16 settembre 2017

Recensione film: LA STORIA DELL'AMORE regia di Radu Mihaileanu

Con Derek Jacobi, Sophie Nélisse, Gemma Arterton, Elloit Goukd, Mark Rendall, Torri Higginson, Alex Ozerov, Jamie Bloch, William Ainscough, del 2016. Musica di Armand Amar e costumi di Viorica Petrovici. Fotografia di Laurent Dailland e scenografia di Christian Niculescu.

 




 

Storie del Novecento

La storia dell’amore è un bel film commovente. Tratto dal libro omonimo di Nicole Krauss, il film narra una lunga storia che attraversa tutto il “secolo breve”. Percorre le vicende di Alma Mereminski e Leo Gursky (una dolce Gemma Arterton e un bravissimo Derek Jacobi), due ebrei polacchi che si amavano fin da giovani, che da uno shtetl (villaggio ebraico dell’Est Europa) del distretto di Minsk, finiscono per vivere, separatamente, a New York City. Il regista segue due percorsi narrativi in contemporanea: siamo nel 2006 e, da un lato, è mostrata la storia dell’adolescente Alma Singer che si svolge in ordine cronologico e dall’altro quella di Leo che vive a ritroso la sua storia d’amore. Il film, in tal modo, risulta essere un insieme di frammenti di vita in differenti periodi di tempo, montati in modo da non facilitare la comprensione della vicenda, ma stimolandone la curiosità e donando, in tal modo, una certa suspense.

Il film si articola su più scene:

- nella casa della famiglia di Charlotte Singer traduttrice che vive a Brooklyn con la figlia Alma e il figlio Bird;

- in un edificio fatiscente a China Town, dove vive da solo Leo, ultimo ebreo ad abitare ancora lì;

- nel villaggio in Polonia prima della seconda Guerra Mondiale;

- in Cile dove vive Zvi, uno dei tre amici inseparabili prima della guerra;

- nella casa di Alma a New York in Rivka Street;

- nella casa unifamiliare suburbana di Isaac Moritz, figlio naturale di Leo, famoso scrittore.

Allo scoppio della guerra i genitori di Alma la fanno emigrare negli Stati Uniti per proteggerla e i due giovani amanti si lasciano in lacrime con grandi promesse.

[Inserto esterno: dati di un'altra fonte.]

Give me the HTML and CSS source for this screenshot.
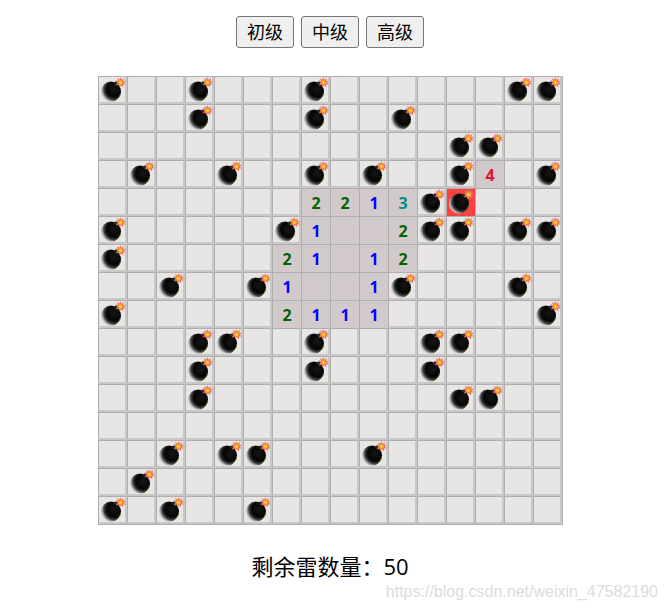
FILE: index.html
```html
<!DOCTYPE html>
<html lang="zh-CN">
<head>
    <meta charset="UTF-8">
    <meta name="viewport" content="width=device-width, initial-scale=1.0">
    <title>扫雷</title>
    <link rel="stylesheet" href="styles.css">
</head>
<body>
    <svg class="sprites" width="0" height="0" aria-hidden="true">
        <defs>
            <radialGradient id="bomb-shine" cx="0.66" cy="0.4" r="0.72">
                <stop offset="0" stop-color="#161616"/>
                <stop offset="0.52" stop-color="#050505"/>
                <stop offset="0.7" stop-color="#3a3a3a"/>
                <stop offset="0.84" stop-color="#a8a8a8"/>
                <stop offset="1" stop-color="#ececec"/>
            </radialGradient>
            <radialGradient id="spark-core">
                <stop offset="0" stop-color="#ffe14d"/>
                <stop offset="1" stop-color="#f79a10"/>
            </radialGradient>
            <symbol id="bomb" viewBox="0 0 25 25">
                <circle cx="10" cy="14.5" r="10" fill="url(#bomb-shine)"/>
                <path d="M12.5 23.9C15.8 23 18.4 20.4 19.4 17" stroke="#6e5f1e" stroke-width="1" fill="none"/>
                <path d="M12.5 6.2L15.6 3.6L18.6 7.2L15.8 9.2Z" fill="#2b2b2b"/>
                <path d="M19.5 0L20.6 2.8L22.9 1.1L22.4 3.8L25 3.9L22.9 5.6L24.8 7.6L22.1 7.5L22.2 10.3L20.1 8.5L18.2 10.5L17.8 7.8L15 8.2L16.4 5.8L14 4.2L16.8 3.7L16.2 1L18.5 2.6Z" fill="#ee7563"/>
                <circle cx="19.5" cy="5.5" r="2.4" fill="url(#spark-core)"/>
            </symbol>
        </defs>
    </svg>

    <div class="game">
        <div class="levels">
            <button class="level">初级</button>
            <button class="level">中级</button>
            <button class="level">高级</button>
        </div>
        <div id="board" class="board"></div>
        <p class="remaining">剩余雷数量&#xFF1A;<span>50</span></p>
    </div>
    <div class="watermark">https://blog.csdn.net/weixin_47582190</div>

    <script src="game.js"></script>
</body>
</html>
```
FILE: styles.css
```css
body {
    margin: 0;
    background-color: #fff;
    color: #000;
    font-family: "Open Sans", "Noto Sans CJK SC", sans-serif;
    height: 610px;
    overflow: hidden;
    position: relative;
}

.sprites {
    position: absolute;
}

.game {
    width: 660px;
    display: flex;
    flex-direction: column;
    align-items: center;
    padding-top: 16px;
}

.levels {
    display: flex;
    gap: 7px;
    margin-bottom: 28px;
}

.level {
    width: 58px;
    height: 32px;
    padding: 0 0 2px;
    font-family: "Noto Sans CJK SC", sans-serif;
    font-size: 18px;
    color: #000;
    background-color: #efefef;
    border: 1px solid #767676;
    border-radius: 3px;
}

.board {
    display: grid;
    grid-template-columns: repeat(16, 29px);
    grid-auto-rows: 28px;
    border-right: 1px solid #aeaeae;
    border-bottom: 1px solid #aeaeae;
    margin-left: 1px;
}

.cell {
    box-sizing: border-box;
    display: flex;
    align-items: center;
    justify-content: center;
    background-color: #e8e6e5;
    border-style: solid;
    border-width: 1px 2px 2px 1px;
    border-color: #aeaeae #c8c8c8 #c8c8c8 #aeaeae;
    font-family: "Open Sans", sans-serif;
    font-size: 16px;
    font-weight: 700;
}

.bomb-icon {
    flex-shrink: 0;
    width: 25px;
    height: 25px;
    margin-left: 3px;
}

.open {
    background-color: #d2caca;
    border-width: 1px 0 0 1px;
    border-color: #aeaeae;
}

.hit {
    background-color: #fb4141;
    border-right-color: #fb4141;
    border-bottom-color: #fb4141;
}

.n1 { color: #0000ff; }
.n2 { color: #006400; }
.n3 { color: #008b8b; }
.n4 { color: #dc143c; }

.remaining {
    margin: 25px 0 0;
    font-size: 22px;
    line-height: 32px;
}

.watermark {
    position: absolute;
    right: 10px;
    bottom: 9px;
    font-family: "Liberation Sans", sans-serif;
    font-size: 16px;
    line-height: 18px;
    color: #dcdcdc;
}
```
FILE: game.js
```js
// . covered, * mine, x the mine that was hit, 0 opened blank, 1-4 opened number
const rows = [
    '*..*...*......**',
    '...*...*..*.....',
    '............**..',
    '.*..*..*.*..*4.*',
    '.......2213*x...',
    '*.....*1002**.**',
    '*.....21012.....',
    '..*..*1001*...*.',
    '*.....2111.....*',
    '...**..*...**...',
    '...*...*...*....',
    '...*........**..',
    '................',
    '..*.**...*......',
    '.*..............',
    '*.*..*..........'
];

const board = document.getElementById('board');

rows.forEach(row => {
    [...row].forEach(ch => {
        const cell = document.createElement('div');
        cell.className = 'cell';
        if (ch === '*' || ch === 'x') {
            cell.innerHTML = '<svg class="bomb-icon"><use href="#bomb"/></svg>';
            if (ch === 'x') cell.classList.add('hit');
        } else if (ch !== '.') {
            cell.classList.add('open');
            if (ch !== '0') {
                cell.classList.add('n' + ch);
                cell.textContent = ch;
            }
        }
        board.appendChild(cell);
    });
});
```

In particolare Leo le giura di scrivere un romanzo su di lei (La storia dell’amore appunto, in Yiddish) che le invierà per posta man mano che i capitoli saranno ultimati. Varie saranno le peripezie che subirà questo manoscritto, una guerra di mezzo, emigrazioni delle persone in paesi diversi. Leo soffrirà tutta la vita rimando sempre fedele a questo suo grande amore e solo da anziano troverà – con una dolcezza un po’ amara - una forma di soddisfazione.

Le tematiche serie sono portate sullo schermo con ironia e con simpatia. Leo da vecchio è proprio hamishe (in yiddish è “come una pantofola comoda”), dotato di grande sense of humor e ammirevolmente ostinato in questa sua speranza di incontrare il figlio mai conosciuto. Alma, il suo grande amore, gli aveva fatto promettere non rivelare mai a Isaac di essere il suo vero padre e Leo riesce a tenere questo segreto per sé a fatica, fino a che è sufficientemente vecchio per sentirsi libero di poterglielo comunicare.

Il film è girato con un tale garbo che non annoia neanche un attimo nonostante duri 134 minuti. Il regista Radu Mihaileanu è rumeno ma naturalizzato in Francia ai tempi di Ceausescu, dove si trasferisce nel 1980. Ha già girato il divertentissimo Train de vie - un treno per vivere nel 1998 ottenendo un gran successo, e l’intenso Il Concerto del 2009. Così dice in un’intervista: «Credo che l’umanità stia attraversando la crisi più grave e profonda della sua storia, una crisi che genera tutte le altre, legata all’incapacità di amare l’altro. Viviamo in un’epoca in cui l’amore per se stessi trionfa sul resto e sulla gioia di amare qualcun altro, di volergli bene e di credergli. A volte l’amore sembra obsoleto, degradante e conservatore. A me piace prendere le difese di quegli utopisti che ancora lottano per l’amore, un sentimento che aiuta a sopravvivere».